On February 26, 2020, J.R.S.'s attorney wrote to N.G. as follows: "[I]t is imperative that you no longer contact [J.R.S.] directly or indirectly: you may not attempt to reach him by phone, text, email or in person, and you may not contact third parties about him or in an attempt to reach him." After receiving the letter, N.G. immediately attempted to contact J.R.S.; her communication efforts abated briefly, but then resumed. 2
On August 15, 2020, N.G. drove 230 miles to J.R.S.'s out-of-state beach house in a gated community. Fearing she could not enter through the security gate, she parked her car and walked along the beach to the rear of J.R.S.'s home. N.G. let herself in through an unlocked sliding glass door. While alone in the house, N.G. called her cell phone from J.R.S.'s land line so she would have his number. J.R.S. testified that when he returned home that evening, the lights were off, and he heard footsteps on the floor above him. Once he realized N.G. was there, J.R.S. helped her locate her car because she could not recall where she had parked. After they returned to J.R.S.'s home, they drank tea and talked for approximately an hour. J.R.S. reiterated that he did not want to continue the relationship or speak to N.G. again. N.G. left. After she arrived at her hotel, she called and texted J.R.S. to see if he wanted to join her for a drink. The following morning, she called and texted to see if he wanted to have coffee before she returned to New Jersey. He did not respond to either overture. Instead, he called his lawyer and then called the police to obtain a temporary restraining order.
The trial judge presided over a two-day hearing. During N.G.'s testimony, she acknowledged that the hundreds of text messages and phone calls may have been excessive. But she insisted that when she and J.R.S. had agreed to end 3 their relationship, they also agreed to have a final conversation about it at some point in the future. She claimed she was only attempting to engage in that final conversation.
The judge found that J.R.S. established the predicate acts of trespassing, N.J.S.A. 2C:18-3, and harassment, N.J.S.A. 2C:33-4(c), by a preponderance of the evidence. See N.J.S.A. 2C:25-19; Silver, 387 N.J.Super. at 112. On appeal, N.G. does not dispute the judge's determination that she committed an act of criminal trespass when she entered J.R.S.'s home. N.G.'s behavior, which continued even after an attorney asked her to stop, amply established harassment-conduct committed with the purpose to annoy or seriously alarm. That N.G. may not have per se intended to harass J.R.S. does not negate her awareness that any communication from her was unwanted. That she knew her conduct was alarming to J.R.S. is established at least by her constantly changing phone numbers and her approach to J.R.S.'s home from the beach instead of the secured gate. Her continuing efforts allowed the judge to properly infer the purpose to harass. See R.G. v. R.G., 449 N.J.Super. 208, 226 (App. Div. 2017) (noting purpose may be inferred from facts, circumstances, prior conduct, common sense, and experience). 4
Having found both predicate acts based on ample credible evidence in the record, the judge proceeded to find the FRO necessary to protect J.R.S. from future harm. See Silver, 387 N.J.Super. at 126. This finding is also supported by ample credible evidence in the record. As the judge observed, N.G.'s own words established an obsessive, compulsive quality to her behavior, which posed an ongoing threat to J.R.S. Because both Silver prongs were met, the order was warranted.
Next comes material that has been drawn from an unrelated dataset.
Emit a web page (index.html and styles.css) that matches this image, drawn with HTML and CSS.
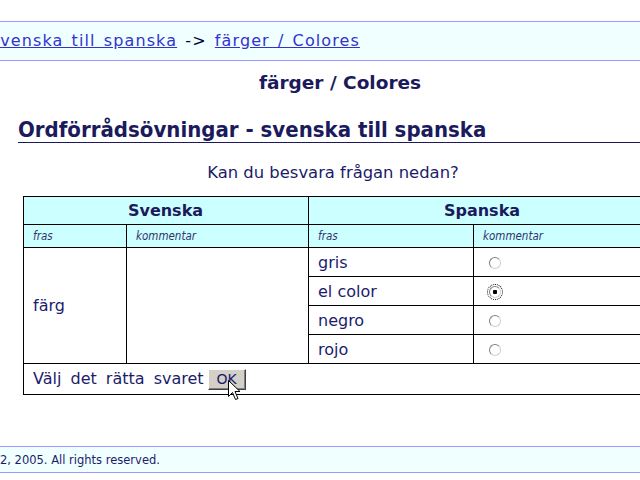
FILE: index.html
```html
<!DOCTYPE html>
<html lang="sv">
<head>
<meta charset="utf-8">
<title>färger / Colores</title>
<link rel="stylesheet" href="styles.css">
</head>
<body>
<div class="topbar">
  <span class="crumbs"><a href="#">Svenska till spanska</a> -&gt; <a href="#">färger / Colores</a></span>
</div>
<div class="main">
  <div class="subtitle">färger / Colores</div>
  <h2 class="heading">Ordförrådsövningar - svenska till spanska</h2>
  <p class="question">Kan du besvara frågan nedan?</p>
  <table class="quiz">
    <colgroup>
      <col class="c1"><col class="c2"><col class="c3"><col class="c4">
    </colgroup>
    <tr class="head">
      <th colspan="2">Svenska</th>
      <th colspan="2">Spanska</th>
    </tr>
    <tr class="sub">
      <td>fras</td><td>kommentar</td><td>fras</td><td>kommentar</td>
    </tr>
    <tr class="row">
      <td rowspan="4">färg</td>
      <td rowspan="4"></td>
      <td>gris</td>
      <td><span class="radio"></span></td>
    </tr>
    <tr class="row">
      <td>el color</td>
      <td><span class="radio checked"></span></td>
    </tr>
    <tr class="row">
      <td>negro</td>
      <td><span class="radio"></span></td>
    </tr>
    <tr class="row">
      <td>rojo</td>
      <td><span class="radio"></span></td>
    </tr>
    <tr class="last">
      <td colspan="4"><span class="answer">Välj det rätta svaret</span><span class="okwrap"><button class="ok" type="button">OK</button><svg class="cursor" width="13" height="21" viewBox="0 0 13 21"><path d="M0.5 0.5 L0.5 16.5 L4.5 12.5 L7.5 19.5 L10 18.5 L7 11.5 L12 11.5 Z" fill="#fff" stroke="#000" stroke-width="1"/></svg></span></td>
    </tr>
  </table>
</div>
<div class="footer"><span class="copy">2002, 2005. All rights reserved.</span></div>
</body>
</html>
```
FILE: styles.css
```css
html, body {
  margin: 0;
  padding: 0;
  overflow: hidden;
  background: #fff;
}
body {
  padding-top: 21px;
  font-family: "DejaVu Sans", Verdana, sans-serif;
  color: #1c1c6b;
  width: 700px;
}
.topbar {
  height: 38px;
  line-height: 38px;
  background: #f0ffff;
  border-top: 1px solid #9999ff;
  border-bottom: 1px solid #9999ff;
  font-size: 16px;
  letter-spacing: 1.1px;
  word-spacing: 2px;
  white-space: nowrap;
  color: #000033;
}
.crumbs {
  display: inline-block;
  margin-left: -11px;
}
.crumbs a {
  color: #3333cc;
  text-decoration: underline;
}
.main {
  width: 680px;
}
.subtitle {
  margin-top: 11px;
  text-align: center;
  font-weight: bold;
  font-size: 18.5px;
  line-height: 21px;
  color: #1a1a5c;
}
.heading {
  margin: 25px 0 0 18px;
  padding: 0;
  font-family: "DejaVu Sans Condensed", "DejaVu Sans", sans-serif;
  font-size: 22px;
  line-height: 24px;
  font-weight: bold;
  color: #1a1a5c;
  border-bottom: 1px solid #1a1a5c;
  white-space: nowrap;
}
.question {
  margin: 20px 0 0 0;
  padding-right: 14px;
  text-align: center;
  font-size: 16.4px;
  line-height: 20px;
  color: #1c1c6b;
}
.quiz {
  margin: 13px 0 0 23px;
  width: 633px;
  table-layout: fixed;
  border-collapse: collapse;
  font-size: 16px;
  color: #1c1c6b;
}
.c1 { width: 103px; }
.c2 { width: 182px; }
.c3 { width: 165px; }
.c4 { width: 183px; }
.quiz th, .quiz td {
  border: 1px solid #000;
  padding: 0 10px 0 9px;
  text-align: left;
}
.quiz tr.head th {
  height: 27px;
  background: #ccffff;
  text-align: center;
  font-weight: bold;
  font-size: 16px;
  color: #1a1a5c;
}
.quiz tr.sub td {
  height: 22px;
  background: #ccffff;
  font-family: "DejaVu Sans Condensed", "DejaVu Sans", sans-serif;
  font-style: italic;
  font-size: 11.5px;
  color: #33336b;
}
.quiz tr.row td {
  height: 28px;
}
.quiz tr.last td {
  height: 30px;
  white-space: nowrap;
}
.radio {
  display: inline-block;
  width: 10px;
  height: 10px;
  margin-left: 6px;
  border-radius: 50%;
  border: 1px solid;
  border-color: #808080 #d4d0c8 #d4d0c8 #808080;
  background: #fff;
  vertical-align: -1px;
}
.radio.checked {
  background: radial-gradient(circle, #000 0 2px, #fff 2.5px);
  outline: 1px dotted #000;
  outline-offset: 1px;
}
.answer {
  word-spacing: 4px;
  margin-right: 4px;
}
.okwrap {
  position: relative;
  display: inline-block;
  vertical-align: middle;
}
.ok {
  display: block;
  width: 38px;
  height: 21px;
  padding: 0;
  font-family: "DejaVu Sans", sans-serif;
  font-size: 14px;
  color: #1a1a6e;
  background: #d4d0c8;
  border: 1px solid;
  border-color: #fff #404040 #404040 #fff;
  box-shadow: inset -1px -1px 0 #808080;
}
.cursor {
  position: absolute;
  left: 20px;
  top: 11px;
}
.footer {
  margin-top: 51px;
  height: 25px;
  line-height: 27px;
  background: #f0ffff;
  border-top: 1px solid #9999ff;
  border-bottom: 1px solid #9999ff;
  font-size: 11.5px;
  white-space: nowrap;
  color: #1c1c6b;
}
.copy {
  display: inline-block;
  margin-left: -22px;
}
```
Our standard of review is deferential. We are required to accord deference to the family court's factfinding. Cesare v. Cesare, 154 N.J. 394, 413 (1998). Our review of the judge's decisions regarding the law is less deferential, however, we only disturb them if based on a misunderstanding of the applicable legal principles. R.G., 449 N.J.Super. at 218. No such misunderstanding occurred here.